* [WRITTEN INSTRUCTION]
Using the records below, locate all lines containing "this" and return them.

* [RECORD LIST]
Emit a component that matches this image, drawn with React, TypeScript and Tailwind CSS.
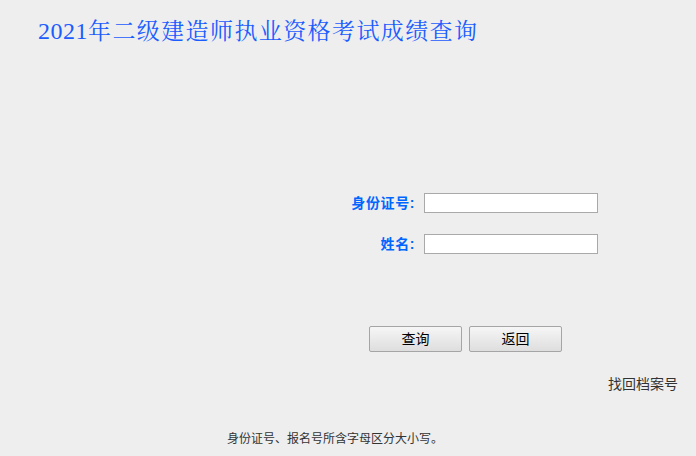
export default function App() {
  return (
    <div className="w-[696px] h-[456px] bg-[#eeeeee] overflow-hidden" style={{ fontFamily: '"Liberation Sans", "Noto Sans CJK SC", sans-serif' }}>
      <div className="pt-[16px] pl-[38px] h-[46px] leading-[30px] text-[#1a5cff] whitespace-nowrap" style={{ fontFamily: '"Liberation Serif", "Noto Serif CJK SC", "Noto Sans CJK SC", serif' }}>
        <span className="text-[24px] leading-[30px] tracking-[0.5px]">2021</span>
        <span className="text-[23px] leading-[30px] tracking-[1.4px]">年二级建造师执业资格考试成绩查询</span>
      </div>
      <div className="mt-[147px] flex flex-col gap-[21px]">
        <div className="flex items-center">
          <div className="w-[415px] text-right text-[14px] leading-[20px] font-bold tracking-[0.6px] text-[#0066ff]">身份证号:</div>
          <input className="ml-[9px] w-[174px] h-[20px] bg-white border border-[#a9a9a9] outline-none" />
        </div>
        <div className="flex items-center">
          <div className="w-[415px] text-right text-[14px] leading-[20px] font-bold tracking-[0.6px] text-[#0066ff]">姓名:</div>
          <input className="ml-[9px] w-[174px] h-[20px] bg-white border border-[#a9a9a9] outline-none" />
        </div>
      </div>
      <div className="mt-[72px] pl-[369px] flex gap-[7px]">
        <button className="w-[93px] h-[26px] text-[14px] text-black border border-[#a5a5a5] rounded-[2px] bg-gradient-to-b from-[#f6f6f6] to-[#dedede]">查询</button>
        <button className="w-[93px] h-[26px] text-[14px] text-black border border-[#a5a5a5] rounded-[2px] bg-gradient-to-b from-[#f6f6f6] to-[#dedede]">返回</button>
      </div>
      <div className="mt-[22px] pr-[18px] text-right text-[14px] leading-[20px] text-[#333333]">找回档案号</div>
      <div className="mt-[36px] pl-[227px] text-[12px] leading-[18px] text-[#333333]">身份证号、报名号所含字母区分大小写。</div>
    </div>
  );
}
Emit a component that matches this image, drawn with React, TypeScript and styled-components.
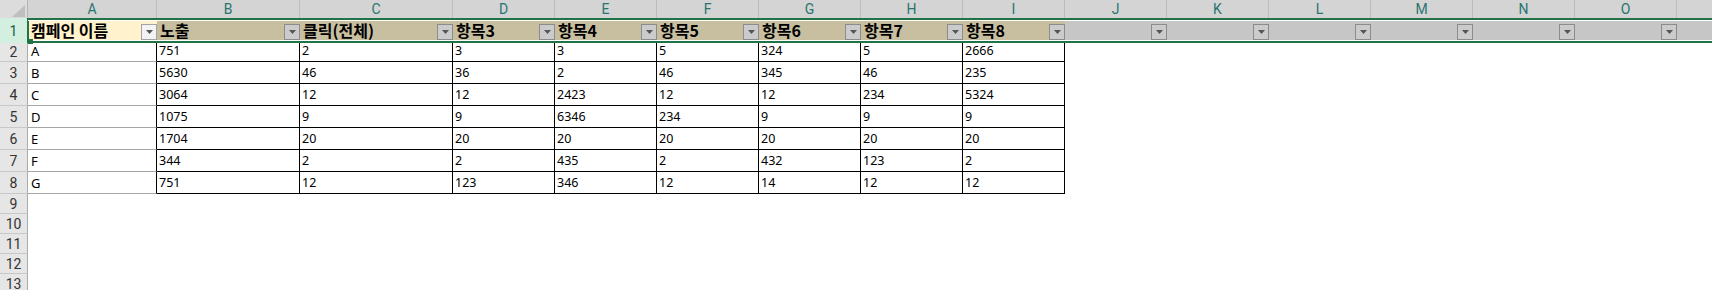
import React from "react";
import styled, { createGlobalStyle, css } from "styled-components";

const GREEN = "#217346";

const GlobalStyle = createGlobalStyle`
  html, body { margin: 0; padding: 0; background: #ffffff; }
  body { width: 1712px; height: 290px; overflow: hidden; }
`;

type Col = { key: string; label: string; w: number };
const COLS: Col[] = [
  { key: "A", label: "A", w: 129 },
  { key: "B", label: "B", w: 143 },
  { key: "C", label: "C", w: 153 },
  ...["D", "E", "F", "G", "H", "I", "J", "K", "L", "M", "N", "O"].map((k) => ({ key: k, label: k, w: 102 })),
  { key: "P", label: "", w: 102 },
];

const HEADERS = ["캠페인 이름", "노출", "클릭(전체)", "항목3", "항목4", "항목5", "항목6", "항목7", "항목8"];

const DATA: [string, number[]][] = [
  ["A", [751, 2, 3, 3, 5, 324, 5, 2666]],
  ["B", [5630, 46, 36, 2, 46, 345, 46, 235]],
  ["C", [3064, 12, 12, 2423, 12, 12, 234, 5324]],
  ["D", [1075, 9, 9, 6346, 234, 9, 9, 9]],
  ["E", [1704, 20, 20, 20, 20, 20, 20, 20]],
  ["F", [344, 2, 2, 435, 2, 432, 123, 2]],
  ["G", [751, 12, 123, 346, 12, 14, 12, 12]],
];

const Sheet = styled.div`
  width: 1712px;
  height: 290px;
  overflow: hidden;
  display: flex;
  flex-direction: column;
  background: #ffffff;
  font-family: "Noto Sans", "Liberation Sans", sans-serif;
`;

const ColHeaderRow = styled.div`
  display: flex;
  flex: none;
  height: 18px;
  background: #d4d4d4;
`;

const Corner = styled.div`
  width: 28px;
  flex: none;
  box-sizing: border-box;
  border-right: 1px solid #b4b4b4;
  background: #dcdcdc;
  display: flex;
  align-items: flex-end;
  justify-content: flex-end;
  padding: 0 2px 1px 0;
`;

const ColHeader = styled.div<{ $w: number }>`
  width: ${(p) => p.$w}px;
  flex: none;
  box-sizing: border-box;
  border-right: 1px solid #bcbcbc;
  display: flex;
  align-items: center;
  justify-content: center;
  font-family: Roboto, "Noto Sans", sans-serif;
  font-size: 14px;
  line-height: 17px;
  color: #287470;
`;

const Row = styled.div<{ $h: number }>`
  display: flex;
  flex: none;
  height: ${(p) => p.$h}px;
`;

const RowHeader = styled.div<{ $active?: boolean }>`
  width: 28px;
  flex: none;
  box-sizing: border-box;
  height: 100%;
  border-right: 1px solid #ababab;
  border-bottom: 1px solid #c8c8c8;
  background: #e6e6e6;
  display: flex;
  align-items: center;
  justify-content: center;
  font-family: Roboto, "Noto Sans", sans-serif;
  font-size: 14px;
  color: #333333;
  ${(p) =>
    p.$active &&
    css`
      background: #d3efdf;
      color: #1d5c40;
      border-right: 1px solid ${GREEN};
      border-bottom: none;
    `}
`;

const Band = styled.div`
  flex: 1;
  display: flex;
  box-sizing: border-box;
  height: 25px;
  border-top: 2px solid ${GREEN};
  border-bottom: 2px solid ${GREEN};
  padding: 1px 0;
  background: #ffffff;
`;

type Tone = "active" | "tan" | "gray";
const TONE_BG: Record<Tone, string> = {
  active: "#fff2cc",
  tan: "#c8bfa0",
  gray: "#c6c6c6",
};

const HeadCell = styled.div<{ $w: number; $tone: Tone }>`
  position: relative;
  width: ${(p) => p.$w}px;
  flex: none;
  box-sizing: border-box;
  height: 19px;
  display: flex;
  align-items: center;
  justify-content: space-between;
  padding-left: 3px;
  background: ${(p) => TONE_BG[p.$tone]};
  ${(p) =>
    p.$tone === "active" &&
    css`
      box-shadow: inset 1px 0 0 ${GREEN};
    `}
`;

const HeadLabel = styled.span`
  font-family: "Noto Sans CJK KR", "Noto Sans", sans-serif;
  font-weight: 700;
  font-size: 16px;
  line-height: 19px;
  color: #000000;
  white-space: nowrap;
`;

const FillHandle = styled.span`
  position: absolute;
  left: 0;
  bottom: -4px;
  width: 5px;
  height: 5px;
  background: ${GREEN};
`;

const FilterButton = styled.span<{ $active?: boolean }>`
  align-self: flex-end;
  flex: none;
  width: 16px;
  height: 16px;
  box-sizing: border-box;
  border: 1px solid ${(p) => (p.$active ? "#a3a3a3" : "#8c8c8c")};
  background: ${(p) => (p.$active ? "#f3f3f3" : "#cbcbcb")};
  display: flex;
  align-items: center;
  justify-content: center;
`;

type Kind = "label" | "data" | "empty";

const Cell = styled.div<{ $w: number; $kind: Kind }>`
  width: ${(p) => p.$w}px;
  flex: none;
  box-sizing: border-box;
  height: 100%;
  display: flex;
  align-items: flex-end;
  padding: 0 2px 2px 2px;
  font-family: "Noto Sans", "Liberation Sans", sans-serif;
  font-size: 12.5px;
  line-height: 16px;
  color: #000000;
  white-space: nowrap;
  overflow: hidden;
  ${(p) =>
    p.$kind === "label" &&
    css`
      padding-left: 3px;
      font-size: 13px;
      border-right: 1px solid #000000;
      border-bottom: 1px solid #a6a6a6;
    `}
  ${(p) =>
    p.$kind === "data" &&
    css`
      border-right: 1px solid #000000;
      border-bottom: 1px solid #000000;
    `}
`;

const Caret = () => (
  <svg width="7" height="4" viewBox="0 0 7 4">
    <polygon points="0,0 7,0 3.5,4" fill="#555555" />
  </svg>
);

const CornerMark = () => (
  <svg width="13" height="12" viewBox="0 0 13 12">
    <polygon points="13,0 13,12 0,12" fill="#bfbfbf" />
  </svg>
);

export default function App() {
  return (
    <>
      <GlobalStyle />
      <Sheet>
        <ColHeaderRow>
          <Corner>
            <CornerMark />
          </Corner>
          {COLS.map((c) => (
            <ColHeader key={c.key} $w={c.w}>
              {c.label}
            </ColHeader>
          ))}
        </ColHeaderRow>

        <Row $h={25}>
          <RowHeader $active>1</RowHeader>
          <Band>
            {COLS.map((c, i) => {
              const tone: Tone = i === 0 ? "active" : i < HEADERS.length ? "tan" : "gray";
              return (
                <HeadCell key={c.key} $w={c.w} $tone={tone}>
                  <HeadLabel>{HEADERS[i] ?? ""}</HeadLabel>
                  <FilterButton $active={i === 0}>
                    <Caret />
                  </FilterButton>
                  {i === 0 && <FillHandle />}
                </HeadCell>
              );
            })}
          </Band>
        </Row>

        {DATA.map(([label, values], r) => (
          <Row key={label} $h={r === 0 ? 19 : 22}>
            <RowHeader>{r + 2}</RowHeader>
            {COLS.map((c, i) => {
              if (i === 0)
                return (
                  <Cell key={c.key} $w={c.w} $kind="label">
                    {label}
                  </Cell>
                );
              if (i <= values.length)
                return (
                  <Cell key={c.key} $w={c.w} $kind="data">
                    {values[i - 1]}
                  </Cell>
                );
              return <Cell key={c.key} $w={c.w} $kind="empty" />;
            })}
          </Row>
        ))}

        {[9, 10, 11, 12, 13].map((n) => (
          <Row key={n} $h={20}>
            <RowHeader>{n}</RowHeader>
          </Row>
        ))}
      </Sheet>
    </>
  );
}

* [THE SOLUTION]
Emit a component that matches this image, drawn with React, TypeScript and Tailwind CSS.
Emit a component that matches this image, drawn with React, TypeScript and styled-components.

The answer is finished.